Objective —
Work out how many lines contain "styles". Reply with the count alone.

Collected material —

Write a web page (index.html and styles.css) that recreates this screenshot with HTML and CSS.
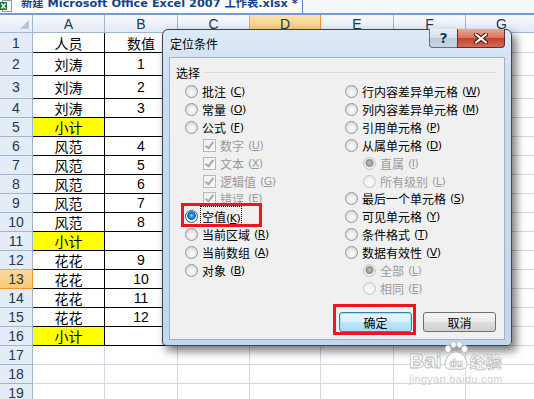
FILE: index.html
```html
<!DOCTYPE html>
<html lang="zh-CN">
<head>
    <meta charset="UTF-8">
    <title>定位条件</title>
    <link rel="stylesheet" href="styles.css">
</head>
<body>
    <div class="tabbar">
        <div class="tab">
            <svg class="xl-icon" width="12" height="12" viewBox="0 0 12 12">
                <rect x="2.5" y="0.5" width="9" height="11" fill="#fff" stroke="#8a9bb0"/>
                <rect x="0" y="2" width="7" height="8" fill="#1f7a3a"/>
                <path d="M1.5 3.5 L5.5 8.5 M5.5 3.5 L1.5 8.5" stroke="#fff" stroke-width="1.3"/>
            </svg>
            <span class="tab-text">新建 Microsoft Office Excel 2007 工作表.xlsx *</span>
        </div>
    </div>

    <div class="sheet">
        <div class="ch corner"><svg width="9" height="9"><path d="M9 0 L9 9 L0 9Z" fill="#b4c5dc"/></svg></div>
        <div class="ch">A</div><div class="ch">B</div><div class="ch">C</div><div class="ch ch-on">D</div><div class="ch">E</div><div class="ch">F</div><div class="ch">G</div>

        <div class="rh">1</div><div class="d">人员</div><div class="d">数值</div><div></div><div></div><div></div><div></div><div></div>
        <div class="rh">2</div><div class="d">刘涛</div><div class="d">1</div><div></div><div></div><div></div><div></div><div></div>
        <div class="rh">3</div><div class="d">刘涛</div><div class="d">2</div><div></div><div></div><div></div><div></div><div></div>
        <div class="rh">4</div><div class="d">刘涛</div><div class="d">3</div><div></div><div></div><div></div><div></div><div></div>
        <div class="rh">5</div><div class="d sub">小计</div><div class="d"></div><div></div><div></div><div></div><div></div><div></div>
        <div class="rh">6</div><div class="d">风范</div><div class="d">4</div><div></div><div></div><div></div><div></div><div></div>
        <div class="rh">7</div><div class="d">风范</div><div class="d">5</div><div></div><div></div><div></div><div></div><div></div>
        <div class="rh">8</div><div class="d">风范</div><div class="d">6</div><div></div><div></div><div></div><div></div><div></div>
        <div class="rh">9</div><div class="d">风范</div><div class="d">7</div><div></div><div></div><div></div><div></div><div></div>
        <div class="rh">10</div><div class="d">风范</div><div class="d">8</div><div></div><div></div><div></div><div></div><div></div>
        <div class="rh">11</div><div class="d sub">小计</div><div class="d"></div><div></div><div></div><div></div><div></div><div></div>
        <div class="rh">12</div><div class="d">花花</div><div class="d">9</div><div></div><div></div><div></div><div></div><div></div>
        <div class="rh rh-on">13</div><div class="d">花花</div><div class="d">10</div><div></div><div></div><div></div><div></div><div></div>
        <div class="rh">14</div><div class="d">花花</div><div class="d">11</div><div></div><div></div><div></div><div></div><div></div>
        <div class="rh">15</div><div class="d">花花</div><div class="d">12</div><div></div><div></div><div></div><div></div><div></div>
        <div class="rh">16</div><div class="d sub">小计</div><div class="d"></div><div></div><div></div><div></div><div></div><div></div>
        <div class="rh">17</div><div></div><div></div><div></div><div></div><div></div><div></div><div></div>
        <div class="rh">18</div><div></div><div></div><div></div><div></div><div></div><div></div><div></div>
        <div class="rh">19</div><div></div><div></div><div></div><div></div><div></div><div></div><div></div>
    </div>

    <div class="dialog">
        <div class="titlebar">
            <span class="title">定位条件</span>
            <div class="caption-btns">
                <span class="cap help">?</span>
                <span class="cap close">
                    <svg width="18" height="11" viewBox="0 0 18 11">
                        <path d="M4 1.5 L14 9.5 M14 1.5 L4 9.5" stroke="#4b1d15" stroke-width="4.2" stroke-linecap="round"/>
                        <path d="M4 1.5 L14 9.5 M14 1.5 L4 9.5" stroke="#fff" stroke-width="2.2" stroke-linecap="round"/>
                    </svg>
                </span>
            </div>
        </div>

        <div class="client">
            <div class="group-head"><span>选择</span><i class="group-line"></i></div>

            <div class="options">
                <div class="col">
                    <div class="opt"><i class="radio"></i>批注 <span class="key">(<u>C</u>)</span></div>
                    <div class="opt"><i class="radio"></i>常量 <span class="key">(<u>O</u>)</span></div>
                    <div class="opt"><i class="radio"></i>公式<span class="key">(<u>F</u>)</span></div>
                    <div class="opt sub-opt off"><i class="check"></i>数字 <span class="key">(<u>U</u>)</span></div>
                    <div class="opt sub-opt off"><i class="check"></i>文本 <span class="key">(<u>X</u>)</span></div>
                    <div class="opt sub-opt off"><i class="check"></i>逻辑值 <span class="key">(<u>G</u>)</span></div>
                    <div class="opt sub-opt off"><i class="check"></i>错误 <span class="key">(<u>E</u>)</span></div>
                    <div class="opt"><i class="radio radio-on"></i><span class="focus">空值<span class="key">(<u>K</u>)</span></span></div>
                    <div class="opt"><i class="radio"></i>当前区域<span class="key">(<u>R</u>)</span></div>
                    <div class="opt"><i class="radio"></i>当前数组<span class="key">(<u>A</u>)</span></div>
                    <div class="opt"><i class="radio"></i>对象<span class="key">(<u>B</u>)</span></div>
                </div>
                <div class="col">
                    <div class="opt"><i class="radio"></i>行内容差异单元格 <span class="key">(<u>W</u>)</span></div>
                    <div class="opt"><i class="radio"></i>列内容差异单元格 <span class="key">(<u>M</u>)</span></div>
                    <div class="opt"><i class="radio"></i>引用单元格 <span class="key">(<u>P</u>)</span></div>
                    <div class="opt"><i class="radio"></i>从属单元格 <span class="key">(<u>D</u>)</span></div>
                    <div class="opt sub-opt off"><i class="radio radio-dim"></i>直属 <span class="key">(<u>I</u>)</span></div>
                    <div class="opt sub-opt off"><i class="radio"></i>所有级别 <span class="key">(<u>L</u>)</span></div>
                    <div class="opt"><i class="radio"></i>最后一个单元格 <span class="key">(<u>S</u>)</span></div>
                    <div class="opt"><i class="radio"></i>可见单元格 <span class="key">(<u>Y</u>)</span></div>
                    <div class="opt"><i class="radio"></i>条件格式 <span class="key">(<u>T</u>)</span></div>
                    <div class="opt"><i class="radio"></i>数据有效性 <span class="key">(<u>V</u>)</span></div>
                    <div class="opt sub-opt off"><i class="radio radio-dim"></i>全部 <span class="key">(<u>L</u>)</span></div>
                    <div class="opt sub-opt off"><i class="radio"></i>相同 <span class="key">(<u>E</u>)</span></div>
                </div>
            </div>

            <div class="buttons">
                <button class="btn btn-default">确定</button>
                <button class="btn">取消</button>
            </div>
        </div>
    </div>

    <div class="mark mark-empty"></div>
    <div class="mark mark-ok"></div>

    <div class="watermark">
        <div class="wm-row">
            <span class="wm-bai">Bai</span>
            <svg class="wm-paw" width="26" height="30" viewBox="0 0 26 30">
                <ellipse cx="5" cy="8" rx="3" ry="3.6" fill="#fff" stroke="#bdbdbd"/>
                <ellipse cx="10.5" cy="3.6" rx="2.8" ry="3.2" fill="#fff" stroke="#bdbdbd"/>
                <ellipse cx="16.5" cy="3.6" rx="2.8" ry="3.2" fill="#fff" stroke="#bdbdbd"/>
                <ellipse cx="21.5" cy="8" rx="3" ry="3.6" fill="#fff" stroke="#bdbdbd"/>
                <path d="M13 11 C 7 11, 2 18, 2 23 C 2 28, 7 29, 13 28 C 19 29, 24 28, 24 23 C 24 18, 19 11, 13 11Z" fill="#fff" stroke="#bdbdbd"/>
                <text x="13" y="26" text-anchor="middle" font-family="Liberation Sans" font-weight="bold" font-size="11" fill="#fff" stroke="#b0b0b0" stroke-width="0.6">du</text>
            </svg>
            <span class="wm-cn">经验</span>
        </div>
        <div class="wm-url">jingyan.baidu.com</div>
    </div>
</body>
</html>
```

FILE: styles.css
```css
body {
    margin: 0;
    width: 534px;
    height: 399px;
    overflow: hidden;
    position: relative;
    background: #fff;
    font-family: "Liberation Sans", "Noto Sans CJK SC", sans-serif;
}

/* workbook tab strip */
.tabbar {
    height: 13px;
    display: flex;
    background: #f4f7fc;
    border-bottom: 2px solid #6f9bd8;
}
.tab {
    width: 302px;
    display: flex;
    gap: 9px;
    overflow: hidden;
    white-space: nowrap;
    background: #fff;
    border-right: 1px solid #5b87c5;
}
.xl-icon {
    flex: none;
}
.tab-text {
    margin-top: -3px;
    font: bold 11.3px/13px "DejaVu Sans", "Noto Sans CJK SC", sans-serif;
    color: #15428b;
}

/* spreadsheet grid */
.sheet {
    display: grid;
    grid-template-columns: 33px 72px 73px 72px 71px 73px 72px 72px;
    grid-template-rows: 18px 20px 23px 23px repeat(16, 19px);
}
.sheet > div {
    box-sizing: border-box;
    display: flex;
    align-items: center;
    justify-content: center;
    border-right: 1px solid #d0d7e5;
    border-bottom: 1px solid #d0d7e5;
    font-size: 14px;
    color: #000;
}
.sheet > .ch {
    background: linear-gradient(#f7f9fd, #e3eaf5);
    border-color: #9eb6ce;
    color: #27364d;
    font-size: 14px;
}
.sheet > .ch-on {
    background: linear-gradient(#fbe3ae, #f3c771);
    border-color: #f29536;
}
.sheet > .corner {
    justify-content: flex-end;
    align-items: flex-end;
    padding: 0 3px 3px 0;
}
.sheet > .rh {
    background: #e4ecf7;
    border-color: #9eb6ce;
    color: #27364d;
    font-size: 14px;
}
.sheet > .rh-on {
    background: linear-gradient(#fbdc9d, #f6c976);
    border-color: #f29536;
}
.sheet > .d {
    border-color: #000;
}
.sheet > .sub {
    background: #ffff00;
}

/* dialog window */
.dialog {
    position: absolute;
    left: 162px;
    top: 29px;
    width: 350px;
    height: 317px;
    box-sizing: border-box;
    display: flex;
    flex-direction: column;
    padding: 0 6px 5px;
    border: 1px solid #3e4650;
    border-radius: 6px 6px 4px 4px;
    background: linear-gradient(#dde9f6, #c9dcf1 60px, #c2d7ee);
    box-shadow: 4px 5px 10px rgba(0, 0, 0, 0.55);
}
.titlebar {
    height: 27px;
    display: flex;
    align-items: flex-start;
}
.title {
    margin: 6px 0 0 1px;
    font: 12px/16px "Noto Sans CJK SC", sans-serif;
    color: #000;
}
.caption-btns {
    display: flex;
    margin-left: auto;
    margin-top: -1px;
}
.cap {
    height: 19px;
    box-sizing: border-box;
    display: flex;
    align-items: center;
    justify-content: center;
    border: 1px solid #5f6f84;
    border-top: none;
}
.help {
    width: 28px;
    border-radius: 0 0 0 4px;
    border-right: none;
    background: linear-gradient(#eaf0f6, #d4dfea 50%, #bccbdb 51%, #c9d6e4);
    font: bold 14px "DejaVu Sans", sans-serif;
    color: #23354e;
    text-shadow: 0 0 2px #fff;
}
.close {
    width: 48px;
    border-radius: 0 0 4px 0;
    border-color: #6b2a20;
    background: linear-gradient(#e9a796, #d9705c 50%, #c4412c 51%, #d46a52);
}

.client {
    flex: 1;
    display: flex;
    flex-direction: column;
    padding: 5px 8px 7px 6px;
    background: #f0f0f0;
    border: 1px solid #9fb3c9;
    font: 12px "Noto Sans CJK SC", sans-serif;
    color: #000;
}
.group-head {
    height: 18px;
    display: flex;
    align-items: center;
}
.group-line {
    flex: 1;
    margin: 1px 0 0 4px;
    border-top: 1px solid #d5dfe5;
}
.options {
    display: grid;
    grid-template-columns: 160px 1fr;
    margin-top: 2px;
    padding-left: 9px;
}
.opt {
    height: 17.85px;
    display: flex;
    align-items: center;
    gap: 4px;
    white-space: nowrap;
}
.sub-opt {
    padding-left: 18px;
}
.off {
    color: #9b9b9b;
}
.key {
    font: 11px "DejaVu Sans", sans-serif;
    letter-spacing: -0.5px;
}
.focus {
    outline: 1px dotted #000;
    outline-offset: 1px;
}

.radio {
    flex: none;
    width: 13px;
    height: 13px;
    box-sizing: border-box;
    border-radius: 50%;
    border: 1px solid #979797;
    background: radial-gradient(circle at 50% 60%, #fcfcfc 0, #ececec 45%, #cdcdcd 90%);
}
.off .radio {
    border-color: #c6c6c6;
    background: radial-gradient(circle at 50% 60%, #fbfbfb 0, #f1f1f1 50%, #e0e0e0 90%);
}
.radio-on {
    border-color: #2c628b;
    background: radial-gradient(circle at 50% 42%, #b9ecff 0, #3aa6ea 1.5px, #0c62b0 3.5px, #1a73b8 4px, #e9eef2 4.6px, #d2d8de 100%);
}
.off .radio-dim {
    background: radial-gradient(circle at 50% 45%, #c8c8c8 0, #8f8f8f 3px, #a5a5a5 3.8px, #efefef 4.5px, #e0e0e0 100%);
}
.check {
    flex: none;
    position: relative;
    width: 13px;
    height: 13px;
    box-sizing: border-box;
    border: 1px solid #b8b8b8;
    background: linear-gradient(135deg, #f0f0f0, #fafafa);
}
.check::after {
    content: "";
    position: absolute;
    left: 3px;
    top: 0px;
    width: 3px;
    height: 7px;
    border: solid #a9a9a9;
    border-width: 0 2px 2px 0;
    transform: rotate(38deg);
}

.buttons {
    margin-top: auto;
    display: flex;
    justify-content: flex-end;
    gap: 11px;
}
.btn {
    width: 73px;
    height: 20px;
    padding: 0;
    border: 1px solid #707070;
    border-radius: 3px;
    background: linear-gradient(#f3f3f3, #ebebeb 50%, #dddddd 51%, #cfcfcf);
    font: 12px "Noto Sans CJK SC", sans-serif;
    color: #000;
}
.btn-default {
    border-color: #3c7fb1;
    box-shadow: inset 0 0 0 1px #9ee3f8;
    background: linear-gradient(#eaf6fd, #d9f0fc 50%, #bee6fd 51%, #a7d9f5);
}

/* annotation boxes drawn over the screenshot */
.mark {
    position: absolute;
    border: 3px solid #f2141c;
    box-sizing: border-box;
}
.mark-empty {
    left: 181px;
    top: 203px;
    width: 81px;
    height: 24px;
}
.mark-ok {
    left: 333px;
    top: 304px;
    width: 83px;
    height: 31px;
}

/* site watermark */
.watermark {
    position: absolute;
    left: 409px;
    top: 341px;
    display: flex;
    flex-direction: column;
}
.wm-row {
    display: flex;
    align-items: flex-end;
    gap: 1px;
}
.wm-bai {
    font: bold 21px/20px "Liberation Sans", sans-serif;
    color: #fff;
    -webkit-text-stroke: 0.8px #b8b8b8;
}
.wm-cn {
    font: bold 16px/19px "Noto Sans CJK SC", sans-serif;
    color: #fff;
    -webkit-text-stroke: 0.7px #b8b8b8;
}
.wm-url {
    margin-top: 2px;
    font: 11px "Liberation Sans", sans-serif;
    color: #cfcfcf;
    letter-spacing: 0.3px;
}
```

Answer to the exercise —
3